While Kant thinks will is good of its own volition, reason must have a purpose. I’m not sure why he thinks this is so, but he does. “[R]eason…is given to us as a practical faculty” (681). He continues with the idea that the practical faculty the reason was purposed for is to produce the will. “[T]hen, where nature has everywhere else gone to work purposively in distributing its capacities, the true vocation of reason must be to produce a will that is good” (681). When describing reason Kant again is describing the workings of the mind and the nature of man—the way the world is.

Kant’s third premise is duty (681). I find duty the most confusing premise. He spends a lot of time distinguishing duty from self-interest and inclination. I see definitional arguments about duty; something a lexiconographer might spend his day on. Kant tries to distinguish between intention and action, but he never tells us how we ought to act. He wraps the question of duty into a very knotted and dense argument that isn’t (apparently) moving toward the conclusion of the categorical imperative. Perhaps he got distracted or I’m missing something, but duty would have been a good premise to use for a statement of obligation. An “ought” could have been produced in this premise—e.g., “one ought to do his duty”—but instead we deal with questions as to the meaning of duty, which is again statements about the world from which we cannot deduce an ethical code. Maybe Kant was assuming the “ought” of duty, but he skips over it without a defense so I don’t see why I should accept it as a premise.
With the first four premises—intentionalism, will, reason and duty—we are given statements about the way things work, but no imperatives about the way men ought to act. When Kant fails to use duty as an “ought” statement, despite it being handy, we find the premise argument producing four “is” statements and no “ought” statements. Since the conclusion is a statement about how we ought to act and we cannot derive an obligation from a description of the functions of the world around us, the first four premises do not take us to the conclusion. They cannot get us over the logical bar.

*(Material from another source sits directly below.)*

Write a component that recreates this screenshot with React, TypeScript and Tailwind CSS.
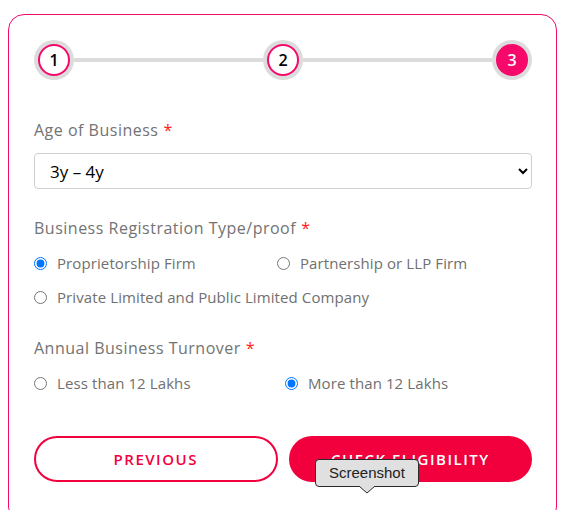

The final premise, universalization, is a bit tricky. The books and articles I read did not point to it as a premise and the students I spoke with do not mention it as a premise. Nevertheless, I think Kant uses it. After the first statement of the categorical imperative, Kant’s conclusion, he goes on to discuss the necessity of universalization. He calls universalization a compass by which we can “distinguish in every case that comes up what is good and what is evil” (684). Kant tells us that when we universalize our personal actions and look to see if we are content with the universalization we find out if they are good actions. This premise, if it is a premise, could be dug out, clarified and interpreted in two ways, but neither leaves us with a valid argument.

If we see universalization as an “ought” statement, we phrase it: “A man ought to act as if his personal actions were to become universally acted upon.” But this is no more than a restatement of the conclusion and we are presenting an invalid argument by begging the question. If this phrasing of the premise is the correct one, then we are saying: “A, therefore A.” Kant isn’t presenting a valid argument for the categorical imperative.

We can avoid this logical error by interpreting universalization differently, phrasing it: “Universalization of personal actions tells us if our actions are good.” This is the best premise in the argument for the categorical imperative, but it too is an “is” statement lacking a command on how man should act. If we had a companion premise stating a man ought to act in a good way, we would have an “ought” statement to deduce an ethical imperative. We have no such statement and are left, in this interpretation of the premise, with another “is” statement.

None of the five premises I could identify in Kant’s convoluted prose produced a valid argument. The is/ought problem almost incessantly plagues Kant and his categorical imperative. When we come close to avoiding the problem of deducing an obligation from a fact, we produced another logical error, begging the question. Kant’s logic transgresses the is/ought distinction and does not suffice.